▸ **Objective**
Extract, from the listing that follows, each line containing the word "React".

▸ **Exercise data**

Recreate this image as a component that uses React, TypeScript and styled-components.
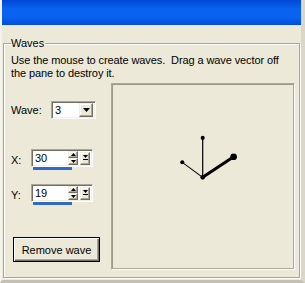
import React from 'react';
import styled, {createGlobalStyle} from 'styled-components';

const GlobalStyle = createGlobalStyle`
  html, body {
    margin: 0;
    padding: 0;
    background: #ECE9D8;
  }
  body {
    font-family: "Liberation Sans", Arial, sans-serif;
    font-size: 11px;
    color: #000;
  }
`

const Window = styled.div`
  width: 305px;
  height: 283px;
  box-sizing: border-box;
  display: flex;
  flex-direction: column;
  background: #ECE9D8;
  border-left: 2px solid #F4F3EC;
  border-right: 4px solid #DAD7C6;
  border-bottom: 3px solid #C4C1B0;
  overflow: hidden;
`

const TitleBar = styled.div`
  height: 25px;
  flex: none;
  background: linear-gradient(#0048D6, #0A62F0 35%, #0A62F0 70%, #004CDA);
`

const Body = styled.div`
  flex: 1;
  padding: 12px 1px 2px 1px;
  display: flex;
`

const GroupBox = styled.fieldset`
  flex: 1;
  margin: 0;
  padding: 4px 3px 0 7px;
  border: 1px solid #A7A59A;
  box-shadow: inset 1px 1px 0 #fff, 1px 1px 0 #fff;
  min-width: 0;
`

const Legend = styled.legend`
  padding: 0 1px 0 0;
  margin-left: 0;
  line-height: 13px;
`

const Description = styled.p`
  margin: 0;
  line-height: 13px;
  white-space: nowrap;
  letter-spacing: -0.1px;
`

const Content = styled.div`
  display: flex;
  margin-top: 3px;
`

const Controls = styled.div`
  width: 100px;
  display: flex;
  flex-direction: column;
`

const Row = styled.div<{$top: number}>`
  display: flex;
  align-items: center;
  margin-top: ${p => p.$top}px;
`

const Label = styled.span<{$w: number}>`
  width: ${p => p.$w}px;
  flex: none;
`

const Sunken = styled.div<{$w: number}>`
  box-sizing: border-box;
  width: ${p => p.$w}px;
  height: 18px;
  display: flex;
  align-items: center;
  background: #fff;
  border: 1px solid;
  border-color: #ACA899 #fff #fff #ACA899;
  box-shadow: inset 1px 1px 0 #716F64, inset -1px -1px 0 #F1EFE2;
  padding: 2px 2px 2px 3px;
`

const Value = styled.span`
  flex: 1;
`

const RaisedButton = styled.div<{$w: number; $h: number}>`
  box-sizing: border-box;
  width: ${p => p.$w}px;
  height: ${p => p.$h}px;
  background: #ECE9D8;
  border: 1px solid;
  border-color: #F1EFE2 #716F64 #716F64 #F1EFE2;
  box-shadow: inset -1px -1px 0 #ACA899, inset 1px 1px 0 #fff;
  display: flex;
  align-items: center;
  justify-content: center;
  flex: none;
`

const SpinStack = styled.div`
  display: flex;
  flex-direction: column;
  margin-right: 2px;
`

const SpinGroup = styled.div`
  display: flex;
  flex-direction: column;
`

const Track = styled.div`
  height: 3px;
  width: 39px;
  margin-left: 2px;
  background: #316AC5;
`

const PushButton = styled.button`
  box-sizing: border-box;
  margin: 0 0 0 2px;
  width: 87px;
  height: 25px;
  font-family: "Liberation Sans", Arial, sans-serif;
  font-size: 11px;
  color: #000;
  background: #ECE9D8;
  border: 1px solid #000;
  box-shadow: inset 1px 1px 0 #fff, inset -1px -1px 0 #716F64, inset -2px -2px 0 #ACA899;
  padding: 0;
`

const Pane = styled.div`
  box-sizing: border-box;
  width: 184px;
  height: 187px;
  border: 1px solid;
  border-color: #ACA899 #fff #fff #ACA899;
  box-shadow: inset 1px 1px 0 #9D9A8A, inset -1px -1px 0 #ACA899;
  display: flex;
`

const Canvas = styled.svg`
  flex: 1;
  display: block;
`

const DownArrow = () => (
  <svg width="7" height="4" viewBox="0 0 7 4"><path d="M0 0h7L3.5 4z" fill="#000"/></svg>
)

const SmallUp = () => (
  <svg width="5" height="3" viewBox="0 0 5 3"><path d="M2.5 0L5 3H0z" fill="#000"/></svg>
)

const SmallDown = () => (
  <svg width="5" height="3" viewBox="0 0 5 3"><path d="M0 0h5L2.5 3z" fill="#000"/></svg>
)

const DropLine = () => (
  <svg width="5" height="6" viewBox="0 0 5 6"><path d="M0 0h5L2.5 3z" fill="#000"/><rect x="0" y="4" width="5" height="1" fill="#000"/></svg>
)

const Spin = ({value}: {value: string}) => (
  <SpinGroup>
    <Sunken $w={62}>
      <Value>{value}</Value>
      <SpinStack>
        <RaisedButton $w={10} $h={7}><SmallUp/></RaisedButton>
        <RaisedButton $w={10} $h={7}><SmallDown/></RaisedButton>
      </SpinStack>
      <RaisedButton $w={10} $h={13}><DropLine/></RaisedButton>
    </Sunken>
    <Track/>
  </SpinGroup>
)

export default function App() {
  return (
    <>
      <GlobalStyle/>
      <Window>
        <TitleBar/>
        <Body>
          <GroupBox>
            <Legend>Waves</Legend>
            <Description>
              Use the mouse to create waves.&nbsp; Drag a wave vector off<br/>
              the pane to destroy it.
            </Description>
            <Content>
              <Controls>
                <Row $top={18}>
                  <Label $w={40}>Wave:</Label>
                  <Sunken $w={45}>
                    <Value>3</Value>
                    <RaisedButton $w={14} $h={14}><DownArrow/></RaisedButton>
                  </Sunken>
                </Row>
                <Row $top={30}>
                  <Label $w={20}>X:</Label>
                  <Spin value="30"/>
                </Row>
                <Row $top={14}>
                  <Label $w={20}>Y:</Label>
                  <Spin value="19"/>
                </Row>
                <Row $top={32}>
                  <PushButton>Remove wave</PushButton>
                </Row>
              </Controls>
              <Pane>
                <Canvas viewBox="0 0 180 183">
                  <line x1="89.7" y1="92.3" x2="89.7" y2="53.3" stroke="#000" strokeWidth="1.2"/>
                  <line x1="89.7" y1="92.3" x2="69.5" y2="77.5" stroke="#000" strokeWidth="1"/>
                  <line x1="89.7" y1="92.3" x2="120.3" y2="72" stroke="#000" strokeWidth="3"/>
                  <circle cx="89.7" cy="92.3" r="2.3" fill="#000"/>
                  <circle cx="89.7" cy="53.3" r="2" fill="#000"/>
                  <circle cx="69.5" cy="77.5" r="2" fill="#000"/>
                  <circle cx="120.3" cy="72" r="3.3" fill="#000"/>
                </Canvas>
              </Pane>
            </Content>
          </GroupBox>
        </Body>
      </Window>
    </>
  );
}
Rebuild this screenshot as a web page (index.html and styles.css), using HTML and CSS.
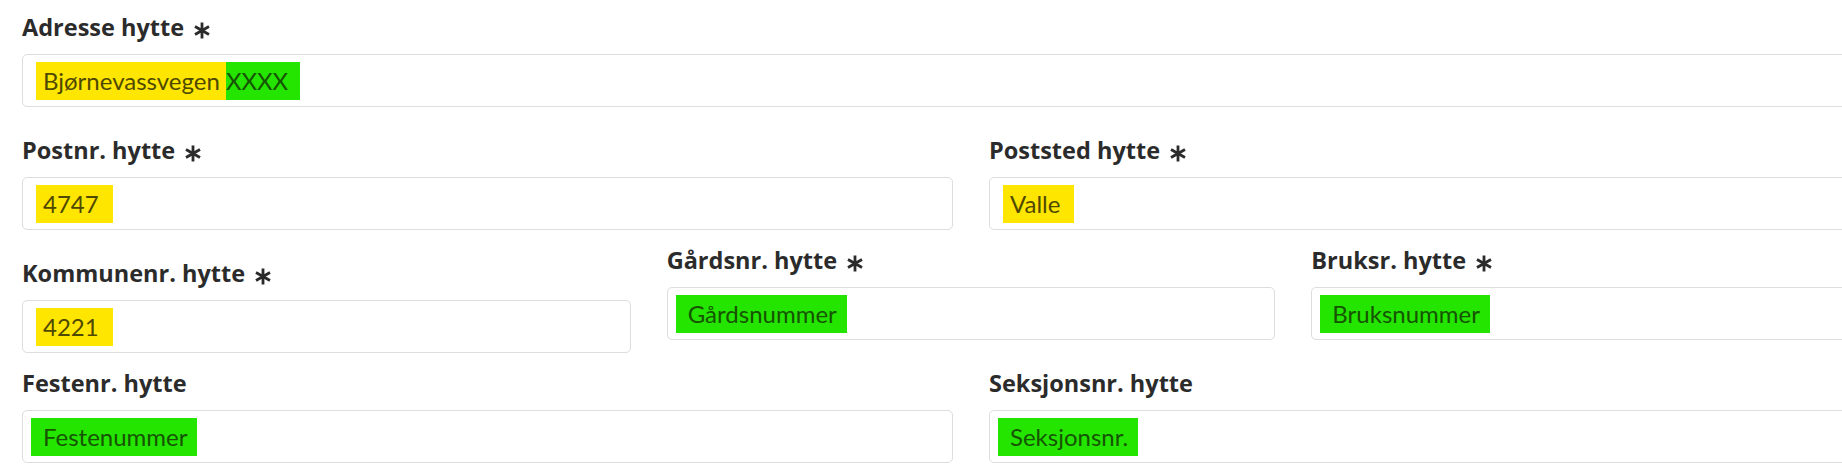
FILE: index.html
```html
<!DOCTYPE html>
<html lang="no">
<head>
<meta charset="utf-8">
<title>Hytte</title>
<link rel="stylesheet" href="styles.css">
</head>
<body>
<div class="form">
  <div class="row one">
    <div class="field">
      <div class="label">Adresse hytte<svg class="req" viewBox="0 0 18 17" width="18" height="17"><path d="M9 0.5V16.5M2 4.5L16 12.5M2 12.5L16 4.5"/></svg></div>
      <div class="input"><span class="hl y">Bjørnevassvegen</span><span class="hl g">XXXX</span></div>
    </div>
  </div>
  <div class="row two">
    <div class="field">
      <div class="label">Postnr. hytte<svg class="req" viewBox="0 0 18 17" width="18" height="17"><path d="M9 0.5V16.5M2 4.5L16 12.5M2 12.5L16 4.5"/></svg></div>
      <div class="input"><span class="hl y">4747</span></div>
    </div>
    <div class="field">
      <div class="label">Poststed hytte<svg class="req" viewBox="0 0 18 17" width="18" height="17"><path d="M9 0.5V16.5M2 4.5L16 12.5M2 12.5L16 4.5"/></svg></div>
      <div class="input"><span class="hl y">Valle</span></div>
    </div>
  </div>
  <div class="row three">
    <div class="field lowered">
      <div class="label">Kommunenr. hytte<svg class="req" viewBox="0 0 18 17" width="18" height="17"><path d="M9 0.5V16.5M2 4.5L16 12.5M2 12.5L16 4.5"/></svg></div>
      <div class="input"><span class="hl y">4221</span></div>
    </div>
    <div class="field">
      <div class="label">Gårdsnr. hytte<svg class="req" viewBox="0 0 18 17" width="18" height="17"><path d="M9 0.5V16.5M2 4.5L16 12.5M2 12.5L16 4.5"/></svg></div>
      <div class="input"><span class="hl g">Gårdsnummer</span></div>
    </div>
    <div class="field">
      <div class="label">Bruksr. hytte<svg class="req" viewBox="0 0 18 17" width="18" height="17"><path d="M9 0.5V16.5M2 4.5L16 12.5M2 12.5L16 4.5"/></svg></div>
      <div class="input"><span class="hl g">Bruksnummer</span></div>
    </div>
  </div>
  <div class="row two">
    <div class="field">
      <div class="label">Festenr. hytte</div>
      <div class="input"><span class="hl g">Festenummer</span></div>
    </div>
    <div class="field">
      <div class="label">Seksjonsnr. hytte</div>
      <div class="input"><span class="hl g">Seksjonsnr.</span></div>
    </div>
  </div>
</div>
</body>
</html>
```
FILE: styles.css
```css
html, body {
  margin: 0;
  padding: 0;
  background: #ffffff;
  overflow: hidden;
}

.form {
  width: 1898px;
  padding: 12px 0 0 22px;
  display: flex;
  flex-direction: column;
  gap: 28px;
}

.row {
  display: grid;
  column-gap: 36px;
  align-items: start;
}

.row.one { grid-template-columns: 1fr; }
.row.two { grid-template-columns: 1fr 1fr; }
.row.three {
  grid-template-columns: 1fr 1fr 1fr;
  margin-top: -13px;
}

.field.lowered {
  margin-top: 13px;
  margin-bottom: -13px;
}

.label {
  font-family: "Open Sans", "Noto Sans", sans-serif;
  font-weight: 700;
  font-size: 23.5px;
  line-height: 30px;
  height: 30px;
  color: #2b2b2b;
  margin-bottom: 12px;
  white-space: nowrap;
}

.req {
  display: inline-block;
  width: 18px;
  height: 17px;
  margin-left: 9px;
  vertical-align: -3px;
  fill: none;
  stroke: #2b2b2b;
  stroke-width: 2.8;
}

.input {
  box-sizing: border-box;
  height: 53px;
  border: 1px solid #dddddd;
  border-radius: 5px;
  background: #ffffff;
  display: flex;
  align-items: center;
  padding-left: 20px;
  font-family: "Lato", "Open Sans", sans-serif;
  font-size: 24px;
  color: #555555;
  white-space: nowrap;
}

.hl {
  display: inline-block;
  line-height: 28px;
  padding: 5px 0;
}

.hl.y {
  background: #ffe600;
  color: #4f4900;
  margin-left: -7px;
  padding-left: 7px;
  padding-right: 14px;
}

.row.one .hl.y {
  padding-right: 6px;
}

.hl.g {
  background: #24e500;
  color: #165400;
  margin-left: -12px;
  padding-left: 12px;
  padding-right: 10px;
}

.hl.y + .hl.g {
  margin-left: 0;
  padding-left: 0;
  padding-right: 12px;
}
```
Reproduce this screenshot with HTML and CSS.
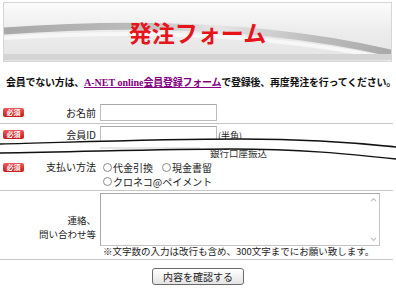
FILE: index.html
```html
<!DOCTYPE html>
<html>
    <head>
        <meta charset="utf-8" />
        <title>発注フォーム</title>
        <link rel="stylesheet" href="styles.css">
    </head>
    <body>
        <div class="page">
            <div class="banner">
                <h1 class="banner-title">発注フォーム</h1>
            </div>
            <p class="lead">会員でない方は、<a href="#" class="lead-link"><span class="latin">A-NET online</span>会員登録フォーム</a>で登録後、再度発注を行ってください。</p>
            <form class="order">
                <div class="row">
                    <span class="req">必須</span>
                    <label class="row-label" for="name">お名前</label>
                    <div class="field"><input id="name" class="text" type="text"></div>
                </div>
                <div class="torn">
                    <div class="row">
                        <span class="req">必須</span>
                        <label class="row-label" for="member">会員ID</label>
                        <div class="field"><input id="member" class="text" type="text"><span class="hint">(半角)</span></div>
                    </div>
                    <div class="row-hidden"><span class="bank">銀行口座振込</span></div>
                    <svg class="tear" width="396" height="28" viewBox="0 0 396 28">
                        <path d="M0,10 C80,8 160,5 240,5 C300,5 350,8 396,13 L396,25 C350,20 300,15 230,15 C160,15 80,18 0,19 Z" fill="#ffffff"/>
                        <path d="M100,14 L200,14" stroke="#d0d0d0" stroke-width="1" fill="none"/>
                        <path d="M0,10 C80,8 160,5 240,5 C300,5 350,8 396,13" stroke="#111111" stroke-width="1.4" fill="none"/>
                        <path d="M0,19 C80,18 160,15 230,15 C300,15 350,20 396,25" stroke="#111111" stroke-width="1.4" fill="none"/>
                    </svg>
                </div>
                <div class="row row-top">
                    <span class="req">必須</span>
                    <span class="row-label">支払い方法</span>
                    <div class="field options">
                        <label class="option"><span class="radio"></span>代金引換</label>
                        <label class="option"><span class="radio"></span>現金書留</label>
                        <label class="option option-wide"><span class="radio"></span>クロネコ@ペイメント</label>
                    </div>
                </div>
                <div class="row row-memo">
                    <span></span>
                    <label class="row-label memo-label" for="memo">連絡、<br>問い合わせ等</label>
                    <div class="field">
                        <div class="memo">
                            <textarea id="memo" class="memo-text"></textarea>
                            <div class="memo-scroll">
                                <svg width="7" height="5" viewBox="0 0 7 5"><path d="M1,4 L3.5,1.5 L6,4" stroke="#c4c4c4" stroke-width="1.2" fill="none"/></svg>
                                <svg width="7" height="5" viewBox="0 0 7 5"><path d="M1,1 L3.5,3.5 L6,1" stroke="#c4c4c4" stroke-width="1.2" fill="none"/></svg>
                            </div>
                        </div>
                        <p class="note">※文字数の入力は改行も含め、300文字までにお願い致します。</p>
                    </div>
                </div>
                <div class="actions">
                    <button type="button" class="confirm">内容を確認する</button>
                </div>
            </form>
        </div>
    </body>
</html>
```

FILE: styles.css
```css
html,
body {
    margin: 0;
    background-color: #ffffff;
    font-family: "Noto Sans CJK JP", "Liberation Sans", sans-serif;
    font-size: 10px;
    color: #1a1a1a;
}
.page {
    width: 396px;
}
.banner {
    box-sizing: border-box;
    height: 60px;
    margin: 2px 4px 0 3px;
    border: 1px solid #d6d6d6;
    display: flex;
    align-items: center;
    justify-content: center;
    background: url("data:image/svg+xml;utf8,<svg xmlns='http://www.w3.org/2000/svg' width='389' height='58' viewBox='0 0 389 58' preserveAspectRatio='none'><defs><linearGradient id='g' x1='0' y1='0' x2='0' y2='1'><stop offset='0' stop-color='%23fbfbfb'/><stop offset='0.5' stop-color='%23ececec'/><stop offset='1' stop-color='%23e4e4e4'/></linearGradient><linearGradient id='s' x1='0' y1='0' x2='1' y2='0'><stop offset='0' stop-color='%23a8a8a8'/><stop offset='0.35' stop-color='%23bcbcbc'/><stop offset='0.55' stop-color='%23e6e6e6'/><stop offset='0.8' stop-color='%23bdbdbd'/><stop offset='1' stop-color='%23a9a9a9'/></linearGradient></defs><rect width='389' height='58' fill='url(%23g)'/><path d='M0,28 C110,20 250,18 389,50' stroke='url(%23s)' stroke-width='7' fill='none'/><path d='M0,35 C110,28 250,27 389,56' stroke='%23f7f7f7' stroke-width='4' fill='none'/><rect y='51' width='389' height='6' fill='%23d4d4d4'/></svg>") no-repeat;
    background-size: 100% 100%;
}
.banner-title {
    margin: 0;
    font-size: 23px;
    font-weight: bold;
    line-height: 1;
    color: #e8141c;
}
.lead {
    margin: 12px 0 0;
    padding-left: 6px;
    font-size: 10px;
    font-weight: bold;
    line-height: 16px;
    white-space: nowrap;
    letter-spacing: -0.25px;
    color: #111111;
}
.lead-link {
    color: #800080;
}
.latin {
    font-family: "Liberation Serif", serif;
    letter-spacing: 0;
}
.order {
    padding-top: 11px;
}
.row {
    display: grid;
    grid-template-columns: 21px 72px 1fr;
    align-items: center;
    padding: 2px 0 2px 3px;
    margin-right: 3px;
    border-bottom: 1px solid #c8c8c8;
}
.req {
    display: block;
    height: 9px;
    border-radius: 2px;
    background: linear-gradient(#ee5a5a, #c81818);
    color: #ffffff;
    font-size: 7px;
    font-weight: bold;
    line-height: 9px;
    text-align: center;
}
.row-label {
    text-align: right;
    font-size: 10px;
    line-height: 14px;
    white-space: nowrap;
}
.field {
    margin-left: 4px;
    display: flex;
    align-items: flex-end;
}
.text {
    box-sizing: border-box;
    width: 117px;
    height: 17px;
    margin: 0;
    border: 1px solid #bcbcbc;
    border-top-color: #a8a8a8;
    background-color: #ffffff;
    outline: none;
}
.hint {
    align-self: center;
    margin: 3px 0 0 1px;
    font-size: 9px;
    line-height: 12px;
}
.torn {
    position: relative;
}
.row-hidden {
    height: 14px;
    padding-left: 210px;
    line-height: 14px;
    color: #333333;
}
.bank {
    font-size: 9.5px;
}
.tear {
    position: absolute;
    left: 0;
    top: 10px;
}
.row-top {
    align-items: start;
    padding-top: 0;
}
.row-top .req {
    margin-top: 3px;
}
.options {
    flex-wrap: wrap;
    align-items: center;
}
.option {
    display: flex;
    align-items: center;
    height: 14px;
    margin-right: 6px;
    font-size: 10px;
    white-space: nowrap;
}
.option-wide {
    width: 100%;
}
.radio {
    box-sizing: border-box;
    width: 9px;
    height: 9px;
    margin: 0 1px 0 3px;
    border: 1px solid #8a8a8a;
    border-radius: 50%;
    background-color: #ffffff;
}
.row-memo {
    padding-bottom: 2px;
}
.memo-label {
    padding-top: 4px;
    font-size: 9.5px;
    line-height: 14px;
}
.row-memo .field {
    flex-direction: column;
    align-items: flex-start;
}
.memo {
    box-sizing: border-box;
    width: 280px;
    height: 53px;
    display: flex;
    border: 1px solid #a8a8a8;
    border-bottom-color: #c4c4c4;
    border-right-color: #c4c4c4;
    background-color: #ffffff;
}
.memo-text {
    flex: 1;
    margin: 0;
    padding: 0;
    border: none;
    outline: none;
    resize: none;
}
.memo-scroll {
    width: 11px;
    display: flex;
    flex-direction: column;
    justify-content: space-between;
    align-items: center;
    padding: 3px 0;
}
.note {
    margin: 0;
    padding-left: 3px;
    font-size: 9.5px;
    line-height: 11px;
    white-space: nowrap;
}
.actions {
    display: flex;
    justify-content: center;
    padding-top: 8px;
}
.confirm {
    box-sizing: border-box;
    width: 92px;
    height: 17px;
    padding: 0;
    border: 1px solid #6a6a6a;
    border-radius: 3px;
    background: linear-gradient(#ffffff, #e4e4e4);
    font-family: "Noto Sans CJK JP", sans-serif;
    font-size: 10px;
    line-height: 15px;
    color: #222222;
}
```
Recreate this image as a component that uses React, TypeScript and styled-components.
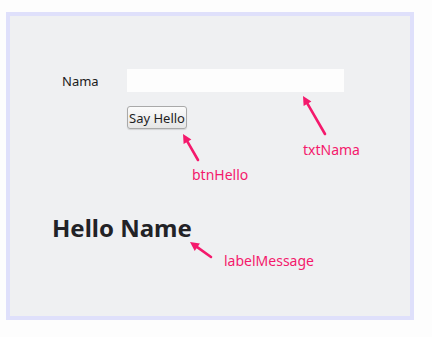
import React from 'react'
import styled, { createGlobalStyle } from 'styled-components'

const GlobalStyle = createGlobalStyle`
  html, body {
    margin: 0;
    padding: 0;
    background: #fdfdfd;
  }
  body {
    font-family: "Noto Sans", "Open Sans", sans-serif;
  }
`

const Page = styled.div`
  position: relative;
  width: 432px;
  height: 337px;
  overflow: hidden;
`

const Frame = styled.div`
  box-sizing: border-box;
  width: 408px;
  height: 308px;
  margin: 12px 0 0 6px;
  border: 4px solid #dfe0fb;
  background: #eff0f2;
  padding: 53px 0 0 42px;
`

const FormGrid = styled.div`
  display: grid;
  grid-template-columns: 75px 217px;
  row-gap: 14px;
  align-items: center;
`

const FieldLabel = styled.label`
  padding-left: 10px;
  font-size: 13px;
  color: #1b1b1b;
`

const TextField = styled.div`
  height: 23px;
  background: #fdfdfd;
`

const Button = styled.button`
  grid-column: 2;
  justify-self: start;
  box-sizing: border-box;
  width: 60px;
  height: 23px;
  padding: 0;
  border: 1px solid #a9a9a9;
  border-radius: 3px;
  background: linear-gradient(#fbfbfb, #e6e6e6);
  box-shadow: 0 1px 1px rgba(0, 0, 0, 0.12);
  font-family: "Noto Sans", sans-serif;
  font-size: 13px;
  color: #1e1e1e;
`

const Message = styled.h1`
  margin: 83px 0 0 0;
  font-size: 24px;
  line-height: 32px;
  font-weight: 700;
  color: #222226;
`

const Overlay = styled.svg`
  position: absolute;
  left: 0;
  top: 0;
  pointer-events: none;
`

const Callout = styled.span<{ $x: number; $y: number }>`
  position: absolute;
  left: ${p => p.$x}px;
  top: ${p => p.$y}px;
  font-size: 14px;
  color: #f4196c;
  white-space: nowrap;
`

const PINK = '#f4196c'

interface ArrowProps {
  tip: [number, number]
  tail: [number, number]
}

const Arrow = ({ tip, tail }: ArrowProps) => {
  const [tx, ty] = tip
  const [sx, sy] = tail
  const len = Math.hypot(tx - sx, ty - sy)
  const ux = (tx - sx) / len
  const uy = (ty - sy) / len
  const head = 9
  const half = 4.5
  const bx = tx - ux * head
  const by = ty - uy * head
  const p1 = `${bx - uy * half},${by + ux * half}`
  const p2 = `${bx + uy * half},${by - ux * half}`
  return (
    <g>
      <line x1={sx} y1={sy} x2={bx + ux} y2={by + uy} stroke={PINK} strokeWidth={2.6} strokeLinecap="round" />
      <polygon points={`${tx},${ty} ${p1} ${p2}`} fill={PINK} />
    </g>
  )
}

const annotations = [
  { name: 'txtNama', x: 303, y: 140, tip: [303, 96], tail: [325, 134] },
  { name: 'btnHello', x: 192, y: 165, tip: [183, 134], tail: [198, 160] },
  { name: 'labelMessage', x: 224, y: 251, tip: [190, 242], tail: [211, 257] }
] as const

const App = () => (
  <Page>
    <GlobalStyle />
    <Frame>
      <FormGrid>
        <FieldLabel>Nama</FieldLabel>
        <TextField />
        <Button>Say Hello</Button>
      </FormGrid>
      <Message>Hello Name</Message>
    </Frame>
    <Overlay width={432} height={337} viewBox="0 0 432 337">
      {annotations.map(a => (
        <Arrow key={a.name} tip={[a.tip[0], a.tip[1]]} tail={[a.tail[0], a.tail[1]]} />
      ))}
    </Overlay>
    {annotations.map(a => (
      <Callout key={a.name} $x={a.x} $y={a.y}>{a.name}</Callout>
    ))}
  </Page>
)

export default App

▸ **Output for this task**
Recreate this image as a component that uses React, TypeScript and styled-components.
import React from 'react';
Recreate this image as a component that uses React, TypeScript and styled-components.
import React from 'react'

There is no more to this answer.